**Record excerpts**
>> Start

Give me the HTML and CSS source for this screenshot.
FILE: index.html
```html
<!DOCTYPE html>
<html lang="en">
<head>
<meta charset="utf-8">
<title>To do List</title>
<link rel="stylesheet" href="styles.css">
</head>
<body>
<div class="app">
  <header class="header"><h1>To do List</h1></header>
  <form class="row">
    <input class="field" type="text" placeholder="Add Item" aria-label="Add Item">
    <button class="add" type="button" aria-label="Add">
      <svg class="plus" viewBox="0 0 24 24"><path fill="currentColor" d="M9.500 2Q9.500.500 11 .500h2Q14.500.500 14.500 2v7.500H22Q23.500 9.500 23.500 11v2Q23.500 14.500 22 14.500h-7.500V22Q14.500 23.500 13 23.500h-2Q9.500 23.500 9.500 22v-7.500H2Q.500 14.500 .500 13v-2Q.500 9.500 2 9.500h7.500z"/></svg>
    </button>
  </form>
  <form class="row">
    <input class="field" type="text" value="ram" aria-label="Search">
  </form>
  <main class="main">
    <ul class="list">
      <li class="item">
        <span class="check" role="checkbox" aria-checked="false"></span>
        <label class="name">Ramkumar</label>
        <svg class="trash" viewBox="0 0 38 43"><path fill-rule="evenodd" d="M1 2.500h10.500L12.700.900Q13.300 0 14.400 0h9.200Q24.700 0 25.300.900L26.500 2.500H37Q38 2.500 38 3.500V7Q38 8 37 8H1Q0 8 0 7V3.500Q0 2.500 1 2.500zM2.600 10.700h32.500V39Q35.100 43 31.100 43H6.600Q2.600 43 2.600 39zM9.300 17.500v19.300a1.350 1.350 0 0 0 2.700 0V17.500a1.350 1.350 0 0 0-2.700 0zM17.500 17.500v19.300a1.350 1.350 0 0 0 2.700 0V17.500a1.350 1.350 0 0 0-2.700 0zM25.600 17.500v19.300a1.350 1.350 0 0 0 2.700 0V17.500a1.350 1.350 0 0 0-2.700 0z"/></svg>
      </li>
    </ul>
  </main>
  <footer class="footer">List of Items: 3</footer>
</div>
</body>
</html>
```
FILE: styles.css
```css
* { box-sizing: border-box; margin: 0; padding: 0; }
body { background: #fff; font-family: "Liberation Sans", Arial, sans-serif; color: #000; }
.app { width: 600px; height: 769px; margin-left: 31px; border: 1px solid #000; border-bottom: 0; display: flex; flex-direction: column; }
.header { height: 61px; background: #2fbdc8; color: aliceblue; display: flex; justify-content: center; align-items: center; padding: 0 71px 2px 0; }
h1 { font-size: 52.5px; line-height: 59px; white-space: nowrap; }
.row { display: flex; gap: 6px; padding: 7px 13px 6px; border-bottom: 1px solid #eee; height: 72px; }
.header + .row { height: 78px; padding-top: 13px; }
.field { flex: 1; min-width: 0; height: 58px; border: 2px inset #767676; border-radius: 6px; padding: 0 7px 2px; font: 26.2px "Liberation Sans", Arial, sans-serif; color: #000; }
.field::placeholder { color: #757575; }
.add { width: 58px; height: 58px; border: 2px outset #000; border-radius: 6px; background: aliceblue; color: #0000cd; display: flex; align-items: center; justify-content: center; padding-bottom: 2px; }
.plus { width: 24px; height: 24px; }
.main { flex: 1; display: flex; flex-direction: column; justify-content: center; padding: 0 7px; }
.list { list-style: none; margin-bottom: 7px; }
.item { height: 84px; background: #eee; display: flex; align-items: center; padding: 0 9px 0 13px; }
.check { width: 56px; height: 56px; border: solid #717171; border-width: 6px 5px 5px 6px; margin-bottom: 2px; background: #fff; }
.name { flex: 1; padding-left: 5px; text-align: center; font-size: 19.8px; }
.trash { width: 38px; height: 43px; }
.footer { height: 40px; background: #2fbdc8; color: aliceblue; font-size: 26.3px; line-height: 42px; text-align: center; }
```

>> End
>> Start

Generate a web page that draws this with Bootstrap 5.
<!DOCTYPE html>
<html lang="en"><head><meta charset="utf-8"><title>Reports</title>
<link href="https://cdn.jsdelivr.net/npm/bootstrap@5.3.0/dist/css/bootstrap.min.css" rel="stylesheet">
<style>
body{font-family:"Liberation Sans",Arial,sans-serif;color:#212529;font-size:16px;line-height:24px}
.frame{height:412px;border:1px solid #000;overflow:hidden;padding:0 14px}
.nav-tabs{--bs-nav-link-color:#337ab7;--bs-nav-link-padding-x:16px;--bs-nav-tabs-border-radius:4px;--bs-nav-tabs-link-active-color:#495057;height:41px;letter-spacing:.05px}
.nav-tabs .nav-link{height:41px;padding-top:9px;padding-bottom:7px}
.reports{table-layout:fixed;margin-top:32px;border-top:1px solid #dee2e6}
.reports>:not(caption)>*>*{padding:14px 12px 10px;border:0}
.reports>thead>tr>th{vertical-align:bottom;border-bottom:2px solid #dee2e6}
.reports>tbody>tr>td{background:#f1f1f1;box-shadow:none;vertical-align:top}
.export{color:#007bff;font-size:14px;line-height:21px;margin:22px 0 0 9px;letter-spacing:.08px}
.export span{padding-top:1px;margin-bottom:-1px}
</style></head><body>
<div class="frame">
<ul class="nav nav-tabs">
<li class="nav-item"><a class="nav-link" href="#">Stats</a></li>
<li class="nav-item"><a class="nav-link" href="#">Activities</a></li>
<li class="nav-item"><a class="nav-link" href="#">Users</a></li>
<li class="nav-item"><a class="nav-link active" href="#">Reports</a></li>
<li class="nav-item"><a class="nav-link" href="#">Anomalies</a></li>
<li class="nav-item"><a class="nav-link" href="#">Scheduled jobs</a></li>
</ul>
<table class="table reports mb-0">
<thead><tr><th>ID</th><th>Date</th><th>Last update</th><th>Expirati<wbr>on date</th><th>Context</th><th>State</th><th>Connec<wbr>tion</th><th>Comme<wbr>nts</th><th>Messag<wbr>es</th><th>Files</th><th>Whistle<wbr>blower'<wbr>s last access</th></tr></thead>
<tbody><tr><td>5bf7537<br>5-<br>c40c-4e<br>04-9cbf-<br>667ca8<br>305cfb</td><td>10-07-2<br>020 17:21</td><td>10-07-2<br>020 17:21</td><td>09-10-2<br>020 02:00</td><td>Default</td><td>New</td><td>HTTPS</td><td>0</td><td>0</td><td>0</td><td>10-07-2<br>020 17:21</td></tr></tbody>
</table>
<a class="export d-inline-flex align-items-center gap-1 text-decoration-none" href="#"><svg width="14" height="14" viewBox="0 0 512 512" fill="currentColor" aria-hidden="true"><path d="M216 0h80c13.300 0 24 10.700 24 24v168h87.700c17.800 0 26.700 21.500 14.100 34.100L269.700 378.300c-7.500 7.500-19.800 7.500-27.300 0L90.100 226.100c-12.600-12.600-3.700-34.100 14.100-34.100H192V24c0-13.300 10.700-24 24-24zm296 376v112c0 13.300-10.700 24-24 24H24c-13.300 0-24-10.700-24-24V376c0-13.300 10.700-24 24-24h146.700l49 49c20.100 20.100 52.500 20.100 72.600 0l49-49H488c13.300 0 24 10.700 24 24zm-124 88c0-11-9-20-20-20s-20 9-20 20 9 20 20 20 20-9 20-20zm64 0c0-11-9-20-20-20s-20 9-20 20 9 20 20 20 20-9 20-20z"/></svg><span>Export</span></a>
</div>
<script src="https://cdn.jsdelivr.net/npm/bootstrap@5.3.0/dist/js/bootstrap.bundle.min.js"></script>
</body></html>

>> End
>> Start

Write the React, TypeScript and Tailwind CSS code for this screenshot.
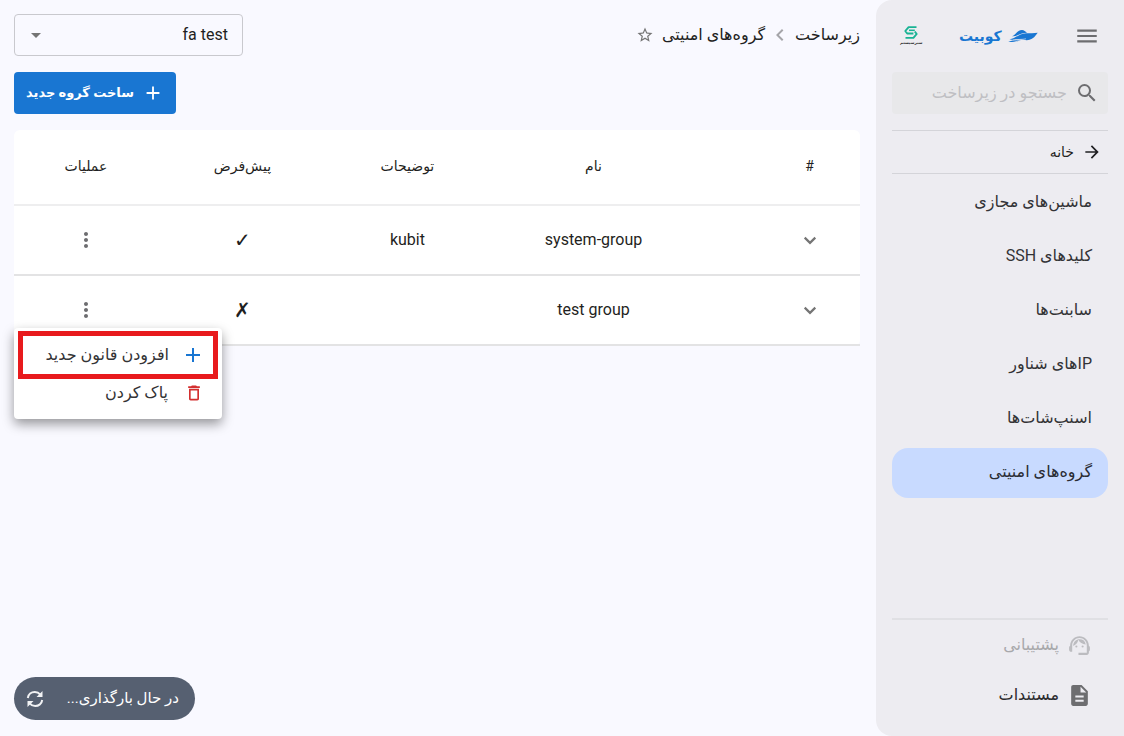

>> End

**Problem to work on**
Where a line holds "this", copy that line.

**Exercise solution**
Give me the HTML and CSS source for this screenshot.
Generate a web page that draws this with Bootstrap 5.
Write the React, TypeScript and Tailwind CSS code for this screenshot.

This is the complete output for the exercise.